I’ve also seen it again with my own eyes- twice since that first fateful day back in November.  Once, it snuck out of its den right behind me, rustling a few brittle leaves as it emerged.  I turned just in time to see it ambling away with that unique gait, only to disappear into another den entrance.  I was too stunned to catch any photographs myself, but I was able to get a good sense of the critter’s proportions.  It was about the size of a cat.

The next time, I was up at the old Girl Scout overlook off the gravel trail when I happened to catch a furry shape running along the winding creek bed below me.  My hand went down to my hip without much thought, and I was able to deftly swing my camera up, zoom in and focus, and snap a few quick shots as it wandered along the stream’s course.  Its coat was magnificent in the afternoon sunlight, an incomparable russet that belongs only to the mink.

Although the encounter lasted thirty seconds or better, this vibrant mammal was in motion the entire time.  I was tickled to watch it dip into the cool water and swim a short stretch.  I was amazed a few seconds later when it climbed five or six feet up the sheer trunk of a tree and hung out there for a moment before clambering back down.  I didn’t know they could do that.  Each shot I took was on the fly, and I felt like I was chasing the mink with my lens.  But I managed to grab one halfway decent image in the series, which you can see here.  Between that experience and the photos we’ve collected at Sarah’s trail cam, we’ve got fourteen photographs of the critter.  Not bad, I’d say.

Other efforts and observations related to this project have been just as rewarding.  With the help of Magdalena Gomez, a good friend whom I can always count on to help with creek monitoring, I was able to squeeze in a water quality sampling a few weeks ago.  We counted more organisms upstream than I had so far seen at one time.  Dragonfly and caddisfly nymphs, scuds, sowbugs, and other macroinvertebrates were thriving in abundance just upstream from the mink’s den.  And the still pools scattered at the bends along the creek were squirming with minnows, small and large.  Criteria like that, and the constantly clean chemical readings of the water itself, assure us that our mustelid friend will continue to have a healthy home for years to come.

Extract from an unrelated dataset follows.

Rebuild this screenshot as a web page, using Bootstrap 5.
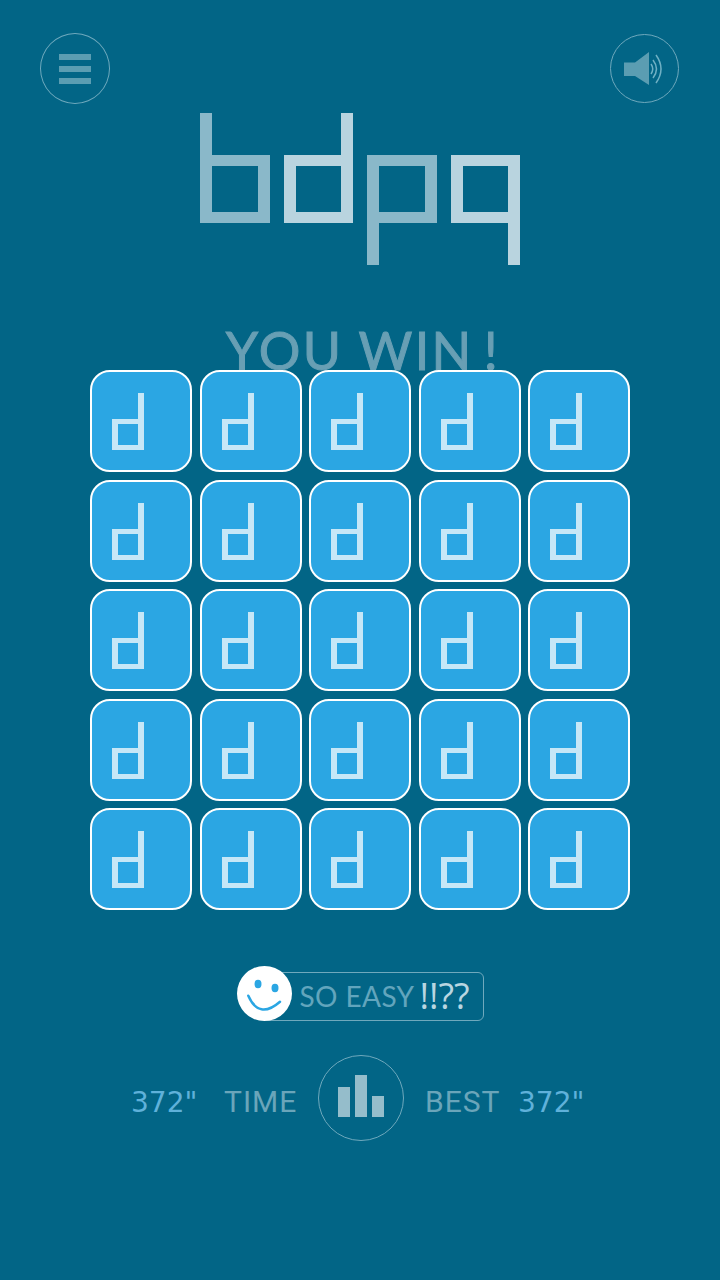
<!DOCTYPE html>
<html lang="en">
  <head>
    <meta charset="UTF-8" />
    <meta name="viewport" content="width=device-width, initial-scale=1.0" />
    <title>bdpq</title>
    <link
      rel="stylesheet"
      href="https://cdn.jsdelivr.net/npm/bootstrap@5.3.0/dist/css/bootstrap.min.css"
    />
    <style>
      body {
        background: #026586;
        height: 1280px;
        overflow: hidden;
      }
      .top-bar {
        padding: 33px 41px 0 40px;
        height: 113px;
      }
      .round-btn {
        width: 70px;
        height: 71px;
        border: 1px solid #6fa9bd;
        border-radius: 50%;
      }
      .round-btn.sound-btn {
        width: 69px;
        height: 69px;
        margin-top: 1px;
      }
      .menu-bars {
        width: 32px;
        gap: 6px;
      }
      .menu-bars span {
        height: 6px;
        background: #5b9db2;
      }

      /* square letters: one stem and one bowl */
      .ltr-stem {
        width: var(--sw);
        height: var(--sh);
        background: var(--c);
      }
      .ltr-bowl {
        width: var(--w);
        height: var(--h);
        border: solid var(--c);
        border-width: var(--bh) var(--sw);
      }
      .logo-row {
        --sw: 12px;
        --sh: 42px;
        --w: 69.5px;
        --h: 68px;
        --bh: 11px;
        gap: 14px;
        height: 157px;
      }
      .logo-row .ltr-desc {
        margin-top: 41.5px;
      }
      .logo-row .tone-a {
        --c: #8ab8c9;
      }
      .logo-row .tone-b {
        --c: #b9d4df;
      }
      .win-title {
        font-family: Lato, sans-serif;
        font-size: 52px;
        line-height: 60px;
        color: #689fb4;
        -webkit-text-stroke: 1px #689fb4;
        margin: 50px 0 -10px;
        letter-spacing: 2.4px;
        padding-left: 6px;
      }
      .win-mark {
        margin-left: 10px;
      }
      .tile-grid {
        display: grid;
        grid-template-columns: repeat(5, 102px);
        grid-auto-rows: 102px;
        gap: 7.5px;
        width: 540px;
        margin: 0 auto;
        position: relative;
      }
      .tile {
        background: #2ba6e3;
        border: 2px solid #fff;
        border-radius: 20px;
        padding: 21px 0 0 20px;
        --sw: 6px;
        --sh: 26px;
        --w: 32px;
        --h: 31px;
        --bh: 5.5px;
        --c: #c6e7f7;
      }
      .tile .ltr-d {
        width: 32px;
      }
      .easy-row {
        margin: 56px auto 0;
        width: 247px;
        height: 55px;
      }
      .easy-face {
        width: 55px;
        height: 55px;
        flex: none;
        position: relative;
        z-index: 1;
      }
      .easy-box {
        margin-left: -30px;
        padding: 0 0 2px 37px;
        height: 49px;
        width: 222px;
        border: 1px solid #6fa9bd;
        border-radius: 6px;
        flex: none;
      }
      .easy-text {
        font-family: Lato, sans-serif;
        font-size: 28px;
        letter-spacing: 0.4px;
        color: #62a5bd;
        white-space: nowrap;
      }
      .easy-marks {
        font-family: "Open Sans", sans-serif;
        font-size: 36px;
        line-height: 1;
        color: #b9d6e1;
        margin-left: 5px;
        white-space: nowrap;
      }
      .stats-row {
        margin-top: 34px;
        height: 86px;
        padding-left: 131px;
      }
      .stat-num {
        font-family: "DejaVu Sans", sans-serif;
        font-size: 28px;
        color: #5fb1da;
        width: 66px;
        white-space: nowrap;
        padding-top: 10px;
      }
      .stat-label {
        font-family: Roboto, sans-serif;
        font-size: 30px;
        letter-spacing: 1px;
        color: #6aa5ba;
        width: 73px;
        white-space: nowrap;
        padding-top: 7px;
      }
      .time-label {
        margin: 0 21px 0 27px;
      }
      .best-label {
        margin: 0 20px 0 21px;
      }
      .chart-btn {
        width: 86px;
        height: 86px;
        border: 1px solid #6fa9bd;
        border-radius: 50%;
        flex: none;
      }
      .chart-bars {
        gap: 5px;
        height: 42px;
        margin-bottom: 4px;
      }
      .chart-bars span {
        width: 12px;
        background: #95bdcb;
      }
    </style>
  </head>

  <body>
    <!-- Top buttons -->
    <div class="top-bar d-flex justify-content-between align-items-start">
      <div class="round-btn d-flex align-items-center justify-content-center">
        <div class="menu-bars d-flex flex-column"><span class="d-block"></span><span class="d-block"></span><span class="d-block"></span></div>
      </div>
      <div class="round-btn sound-btn d-flex align-items-center justify-content-center">
        <svg width="44" height="36" viewBox="0 0 44 36">
          <path d="M1 11.500h11L26 1v33L12 25H1z" fill="#5b9db2" />
          <g fill="none" stroke="#6fb0c4" stroke-width="1.5">
            <path d="M28 13q3.500 5 0 10" />
            <path d="M30 9q7 9 0 18" />
            <path d="M33 4q10 14 0 28" />
          </g>
        </svg>
      </div>
    </div>

    <!-- Logo -->
    <div class="logo-row d-flex justify-content-center align-items-start">
      <div class="d-flex flex-column align-items-start tone-a"><div class="ltr-stem"></div><div class="ltr-bowl"></div></div>
      <div class="d-flex flex-column align-items-end tone-b"><div class="ltr-stem"></div><div class="ltr-bowl"></div></div>
      <div class="d-flex flex-column align-items-start tone-a ltr-desc"><div class="ltr-bowl"></div><div class="ltr-stem"></div></div>
      <div class="d-flex flex-column align-items-end tone-b ltr-desc"><div class="ltr-bowl"></div><div class="ltr-stem"></div></div>
    </div>

    <div class="win-title text-center">YOU WIN<span class="win-mark">!</span></div>

    <!-- Board, filled by the script below -->
    <div class="tile-grid" id="board"></div>

    <!-- Rating -->
    <div class="easy-row d-flex align-items-end">
      <svg class="easy-face" viewBox="0 0 55 55">
        <circle cx="27.500" cy="27.500" r="27.500" fill="#fff" />
        <ellipse cx="21" cy="18" rx="3.500" ry="4.200" fill="#2ba6e3" />
        <ellipse cx="38" cy="22" rx="3.500" ry="4.200" fill="#2ba6e3" />
        <path d="M11.300 29.700Q22 54 43 35.700" fill="none" stroke="#2ba6e3" stroke-width="2.500" stroke-linecap="round" />
      </svg>
      <div class="easy-box d-flex align-items-center">
        <span class="easy-text">SO EASY</span><span class="easy-marks">!!??</span>
      </div>
    </div>

    <!-- Time and best -->
    <div class="stats-row d-flex align-items-center">
      <span class="stat-num">372"</span>
      <span class="stat-label time-label">TIME</span>
      <div class="chart-btn d-flex align-items-center justify-content-center">
        <div class="chart-bars d-flex align-items-end">
          <span class="bar-a"></span><span class="bar-b"></span><span class="bar-c"></span>
        </div>
      </div>
      <span class="stat-label best-label">BEST</span>
      <span class="stat-num">372"</span>
    </div>

    <script src="https://cdn.jsdelivr.net/npm/bootstrap@5.3.0/dist/js/bootstrap.bundle.min.js"></script>
    <script>
      // Fill the 5x5 board
      const board = document.getElementById("board");
      for (let i = 0; i < 25; i++) {
        const tile = document.createElement("div");
        tile.className = "tile";
        tile.setAttribute("aria-label", "d");
        tile.innerHTML = `
          <div class="ltr-d d-flex flex-column align-items-end">
            <div class="ltr-stem"></div>
            <div class="ltr-bowl"></div>
          </div>`;
        board.appendChild(tile);
      }
      // Chart bar heights
      const heights = { "bar-a": 30, "bar-b": 42, "bar-c": 21 };
      Object.keys(heights).forEach((name) => {
        document.querySelector("." + name).style.height = heights[name] + "px";
      });
    </script>
  </body>
</html>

The trail cam has caught mice, chipmunks and squirrels, raccoons and the industrious ‘possums, even domestic dogs and oblivious hikers.  It’s caught all manner of birds:  woodpeckers, juncos, bluebirds, and cardinals especially.  A Great Blue Heron is a regular down at the site.  We’ve even caught a small owl.  The jury’s still out on whether it was a screech or maybe the Northern Saw-whet that spent the winter further back in the preserve, but there’s no doubt that the mice and voles brought it there.
Just last week, the camera caught a muskrat for the first time.  The rodent was standing just outside of the mink’s den entrance.  What’s interesting about that is that mink, which are not much larger than the muskrat, and definitely not bulkier, seem to particularly relish muskrat.  Mink, cute as they may be, are sleek assassins and will readily take down the rodent if given the chance.

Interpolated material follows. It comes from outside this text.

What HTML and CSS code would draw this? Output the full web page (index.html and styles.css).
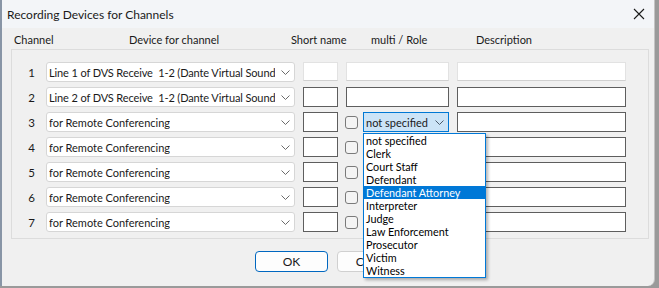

As if this panorama of wildlife weren’t enough, I observed my first freshwater lampreys this past weekend.  They were most likely Brook lampreys, a species native to Indiana.  They’ve been documented in other areas of the Damon Run creek system, but never, to my knowledge, here at the west branch of the tributary.  My daughter was with me, along with some of our friends, and knowing that I shared something this special with them- and especially with her- fills my heart with absolute joy.  It reminds me of another reason that our stewardship and preservation efforts are particularly meaningful.

Beyond the ethical responsibility we carry for our land, beyond the scientific impetus for preservation, is something that touches our soul.  This is our legacy to our children.  This is what they will inherit from us, to enjoy and eventually pass down to their children.

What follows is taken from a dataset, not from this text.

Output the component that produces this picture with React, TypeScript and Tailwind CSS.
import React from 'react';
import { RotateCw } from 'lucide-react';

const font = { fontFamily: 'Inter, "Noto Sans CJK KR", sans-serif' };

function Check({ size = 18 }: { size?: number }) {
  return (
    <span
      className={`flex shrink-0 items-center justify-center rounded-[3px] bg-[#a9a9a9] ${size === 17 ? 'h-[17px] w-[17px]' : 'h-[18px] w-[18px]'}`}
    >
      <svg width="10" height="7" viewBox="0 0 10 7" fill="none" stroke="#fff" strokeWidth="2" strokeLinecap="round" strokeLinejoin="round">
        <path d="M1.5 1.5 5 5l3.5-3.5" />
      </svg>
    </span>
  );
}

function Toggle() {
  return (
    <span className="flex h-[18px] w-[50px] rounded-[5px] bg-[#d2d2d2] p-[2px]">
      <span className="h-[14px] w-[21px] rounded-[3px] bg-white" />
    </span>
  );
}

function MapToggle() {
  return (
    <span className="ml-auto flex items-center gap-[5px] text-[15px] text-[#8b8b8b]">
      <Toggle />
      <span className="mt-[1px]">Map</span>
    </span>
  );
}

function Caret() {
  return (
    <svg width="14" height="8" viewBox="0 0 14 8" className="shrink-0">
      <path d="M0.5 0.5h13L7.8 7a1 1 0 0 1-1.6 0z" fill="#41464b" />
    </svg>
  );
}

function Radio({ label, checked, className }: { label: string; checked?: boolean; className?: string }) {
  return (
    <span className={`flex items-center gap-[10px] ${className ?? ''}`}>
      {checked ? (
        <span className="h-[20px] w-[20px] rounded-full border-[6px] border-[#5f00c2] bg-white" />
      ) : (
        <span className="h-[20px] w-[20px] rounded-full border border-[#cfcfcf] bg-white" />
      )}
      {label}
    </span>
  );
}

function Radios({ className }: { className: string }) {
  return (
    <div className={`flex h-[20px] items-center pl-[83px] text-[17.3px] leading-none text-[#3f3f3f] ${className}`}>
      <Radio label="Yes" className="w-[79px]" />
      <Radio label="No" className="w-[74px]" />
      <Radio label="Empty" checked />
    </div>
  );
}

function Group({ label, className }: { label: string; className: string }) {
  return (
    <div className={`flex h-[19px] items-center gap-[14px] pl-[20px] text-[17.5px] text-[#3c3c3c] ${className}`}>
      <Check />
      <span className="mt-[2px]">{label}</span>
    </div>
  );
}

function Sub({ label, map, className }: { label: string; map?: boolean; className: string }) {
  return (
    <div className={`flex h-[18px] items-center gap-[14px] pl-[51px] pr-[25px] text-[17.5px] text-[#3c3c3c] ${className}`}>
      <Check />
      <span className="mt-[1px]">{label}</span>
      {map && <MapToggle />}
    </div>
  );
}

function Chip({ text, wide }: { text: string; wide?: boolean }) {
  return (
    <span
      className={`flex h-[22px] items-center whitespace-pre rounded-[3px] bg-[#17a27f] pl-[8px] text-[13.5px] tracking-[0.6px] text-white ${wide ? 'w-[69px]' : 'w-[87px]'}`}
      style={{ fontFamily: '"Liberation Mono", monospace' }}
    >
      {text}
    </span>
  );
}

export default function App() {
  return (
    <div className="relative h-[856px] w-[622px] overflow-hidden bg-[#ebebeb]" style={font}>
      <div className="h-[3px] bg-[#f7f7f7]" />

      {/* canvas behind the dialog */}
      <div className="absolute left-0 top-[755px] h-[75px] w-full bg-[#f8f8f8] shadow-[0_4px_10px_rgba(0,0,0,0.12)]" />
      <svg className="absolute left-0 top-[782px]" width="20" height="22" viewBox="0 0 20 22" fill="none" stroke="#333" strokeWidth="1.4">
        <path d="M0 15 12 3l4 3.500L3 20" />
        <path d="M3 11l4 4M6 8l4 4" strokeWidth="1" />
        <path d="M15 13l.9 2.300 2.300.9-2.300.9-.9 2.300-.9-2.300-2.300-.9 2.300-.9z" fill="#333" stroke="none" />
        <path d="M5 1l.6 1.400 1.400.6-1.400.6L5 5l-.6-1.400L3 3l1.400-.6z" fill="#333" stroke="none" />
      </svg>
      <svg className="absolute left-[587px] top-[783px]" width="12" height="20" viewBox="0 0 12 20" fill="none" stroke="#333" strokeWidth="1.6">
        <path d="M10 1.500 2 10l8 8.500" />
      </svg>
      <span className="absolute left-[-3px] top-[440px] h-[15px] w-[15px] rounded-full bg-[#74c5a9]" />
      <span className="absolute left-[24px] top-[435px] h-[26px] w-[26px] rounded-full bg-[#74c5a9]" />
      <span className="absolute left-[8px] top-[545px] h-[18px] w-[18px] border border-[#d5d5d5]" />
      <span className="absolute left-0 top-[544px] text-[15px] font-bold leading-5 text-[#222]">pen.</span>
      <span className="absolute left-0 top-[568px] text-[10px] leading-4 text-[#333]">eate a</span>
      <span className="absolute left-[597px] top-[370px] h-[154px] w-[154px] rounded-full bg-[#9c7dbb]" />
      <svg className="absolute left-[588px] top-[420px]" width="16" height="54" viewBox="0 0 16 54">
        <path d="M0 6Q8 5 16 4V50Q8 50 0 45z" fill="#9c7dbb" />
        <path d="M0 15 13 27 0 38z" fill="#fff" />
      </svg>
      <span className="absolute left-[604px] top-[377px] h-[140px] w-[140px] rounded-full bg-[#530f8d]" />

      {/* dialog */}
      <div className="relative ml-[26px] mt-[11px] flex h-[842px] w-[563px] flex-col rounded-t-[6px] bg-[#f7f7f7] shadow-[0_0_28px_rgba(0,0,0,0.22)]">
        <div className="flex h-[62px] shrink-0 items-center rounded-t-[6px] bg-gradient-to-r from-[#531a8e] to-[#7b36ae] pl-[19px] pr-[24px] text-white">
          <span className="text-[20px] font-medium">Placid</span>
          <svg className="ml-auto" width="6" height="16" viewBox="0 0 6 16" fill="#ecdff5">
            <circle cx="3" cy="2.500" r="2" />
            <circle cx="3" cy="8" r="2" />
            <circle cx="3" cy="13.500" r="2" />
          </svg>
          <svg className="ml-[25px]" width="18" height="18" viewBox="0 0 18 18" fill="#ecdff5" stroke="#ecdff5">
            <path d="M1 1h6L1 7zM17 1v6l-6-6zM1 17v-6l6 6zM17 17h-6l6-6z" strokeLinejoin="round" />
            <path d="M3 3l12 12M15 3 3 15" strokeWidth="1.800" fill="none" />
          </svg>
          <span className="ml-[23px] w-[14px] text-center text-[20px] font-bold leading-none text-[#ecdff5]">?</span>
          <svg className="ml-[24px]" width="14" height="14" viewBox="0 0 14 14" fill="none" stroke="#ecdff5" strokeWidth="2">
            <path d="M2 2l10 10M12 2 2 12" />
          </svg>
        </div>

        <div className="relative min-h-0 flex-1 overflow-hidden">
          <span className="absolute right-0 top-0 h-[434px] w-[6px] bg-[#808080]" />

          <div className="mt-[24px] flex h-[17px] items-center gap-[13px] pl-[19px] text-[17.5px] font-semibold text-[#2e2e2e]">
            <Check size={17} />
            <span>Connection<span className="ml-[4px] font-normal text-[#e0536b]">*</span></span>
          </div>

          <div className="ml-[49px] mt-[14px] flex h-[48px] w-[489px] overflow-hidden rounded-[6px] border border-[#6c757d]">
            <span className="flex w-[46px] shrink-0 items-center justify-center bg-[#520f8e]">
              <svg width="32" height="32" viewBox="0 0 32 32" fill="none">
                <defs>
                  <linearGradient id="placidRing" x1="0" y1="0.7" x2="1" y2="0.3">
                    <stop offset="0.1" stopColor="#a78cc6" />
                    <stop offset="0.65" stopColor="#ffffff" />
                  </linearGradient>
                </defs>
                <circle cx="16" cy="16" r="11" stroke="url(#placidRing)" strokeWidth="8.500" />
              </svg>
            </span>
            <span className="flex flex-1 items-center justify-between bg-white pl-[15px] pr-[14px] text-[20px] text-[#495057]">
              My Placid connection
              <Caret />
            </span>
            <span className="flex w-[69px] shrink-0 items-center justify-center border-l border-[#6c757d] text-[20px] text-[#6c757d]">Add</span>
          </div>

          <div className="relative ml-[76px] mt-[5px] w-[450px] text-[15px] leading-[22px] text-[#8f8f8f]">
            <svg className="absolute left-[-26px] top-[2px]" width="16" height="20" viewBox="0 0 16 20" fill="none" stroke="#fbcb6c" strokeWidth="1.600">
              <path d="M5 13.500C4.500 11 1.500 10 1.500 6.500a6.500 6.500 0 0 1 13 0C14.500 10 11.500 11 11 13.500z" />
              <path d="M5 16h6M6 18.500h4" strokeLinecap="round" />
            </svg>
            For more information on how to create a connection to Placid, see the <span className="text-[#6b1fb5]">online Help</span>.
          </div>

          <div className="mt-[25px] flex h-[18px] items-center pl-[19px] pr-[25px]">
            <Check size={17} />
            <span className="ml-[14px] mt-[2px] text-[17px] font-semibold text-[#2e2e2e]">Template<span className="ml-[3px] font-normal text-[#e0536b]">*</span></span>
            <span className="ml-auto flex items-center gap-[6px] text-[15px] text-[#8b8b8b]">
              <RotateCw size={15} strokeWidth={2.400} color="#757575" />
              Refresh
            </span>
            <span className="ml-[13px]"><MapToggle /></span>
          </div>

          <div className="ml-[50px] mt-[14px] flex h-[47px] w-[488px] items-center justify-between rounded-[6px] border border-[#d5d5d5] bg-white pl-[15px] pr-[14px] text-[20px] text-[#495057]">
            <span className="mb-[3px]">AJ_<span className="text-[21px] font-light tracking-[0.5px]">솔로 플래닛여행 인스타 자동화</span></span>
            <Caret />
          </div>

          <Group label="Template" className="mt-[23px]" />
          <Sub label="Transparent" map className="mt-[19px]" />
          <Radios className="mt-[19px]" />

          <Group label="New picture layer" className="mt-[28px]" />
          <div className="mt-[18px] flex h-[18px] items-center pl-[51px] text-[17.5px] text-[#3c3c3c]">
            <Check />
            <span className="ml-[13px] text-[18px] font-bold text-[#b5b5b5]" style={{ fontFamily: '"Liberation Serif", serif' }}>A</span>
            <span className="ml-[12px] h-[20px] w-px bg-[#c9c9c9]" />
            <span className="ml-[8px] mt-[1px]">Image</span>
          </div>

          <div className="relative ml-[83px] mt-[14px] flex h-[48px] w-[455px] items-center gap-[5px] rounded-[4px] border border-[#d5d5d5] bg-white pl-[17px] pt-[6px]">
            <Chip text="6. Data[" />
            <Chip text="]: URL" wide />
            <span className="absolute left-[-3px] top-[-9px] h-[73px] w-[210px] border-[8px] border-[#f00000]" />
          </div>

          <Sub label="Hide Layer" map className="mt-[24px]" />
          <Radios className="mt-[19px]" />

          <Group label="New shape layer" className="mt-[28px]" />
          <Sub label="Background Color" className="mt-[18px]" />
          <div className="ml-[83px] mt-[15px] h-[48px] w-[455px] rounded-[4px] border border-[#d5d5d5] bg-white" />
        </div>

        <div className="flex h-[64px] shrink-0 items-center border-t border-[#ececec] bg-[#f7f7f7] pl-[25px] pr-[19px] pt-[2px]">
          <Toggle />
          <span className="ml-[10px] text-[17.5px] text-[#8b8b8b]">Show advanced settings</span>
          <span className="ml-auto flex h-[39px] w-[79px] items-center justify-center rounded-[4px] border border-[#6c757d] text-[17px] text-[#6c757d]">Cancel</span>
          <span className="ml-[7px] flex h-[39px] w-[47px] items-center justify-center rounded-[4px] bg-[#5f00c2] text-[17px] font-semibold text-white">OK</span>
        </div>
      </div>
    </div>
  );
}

Often the challenges ahead seem daunting.  There are challenges to local preservation, challenges to national environmental movements, and challenges to worldwide cooperation over climate action.  How can we get everybody to work in synchronicity?  Yet mine is just a single story, a single experience.  Applied on a global scale, the implications are obvious.  Viewed in this light, with single but collective efforts as individual roots of one gigantic tree, we can really see how our actions do matter.  We can see how the trunk girds itself against the ravages of the elements.  The branches do flourish and grow.  This, then, is how we save our planet.

For me, this is where Shirley Heinze Land Trust excels.  “Bringing nature home,” to borrow a phrase.  Making it personal.  Teaching people about this trillium or that salamander, and then letting them study it.  Showing people how to care for the planet by first caring for the world around them.  Giving people a stake in the land that we share.  And drawing them together to protect it.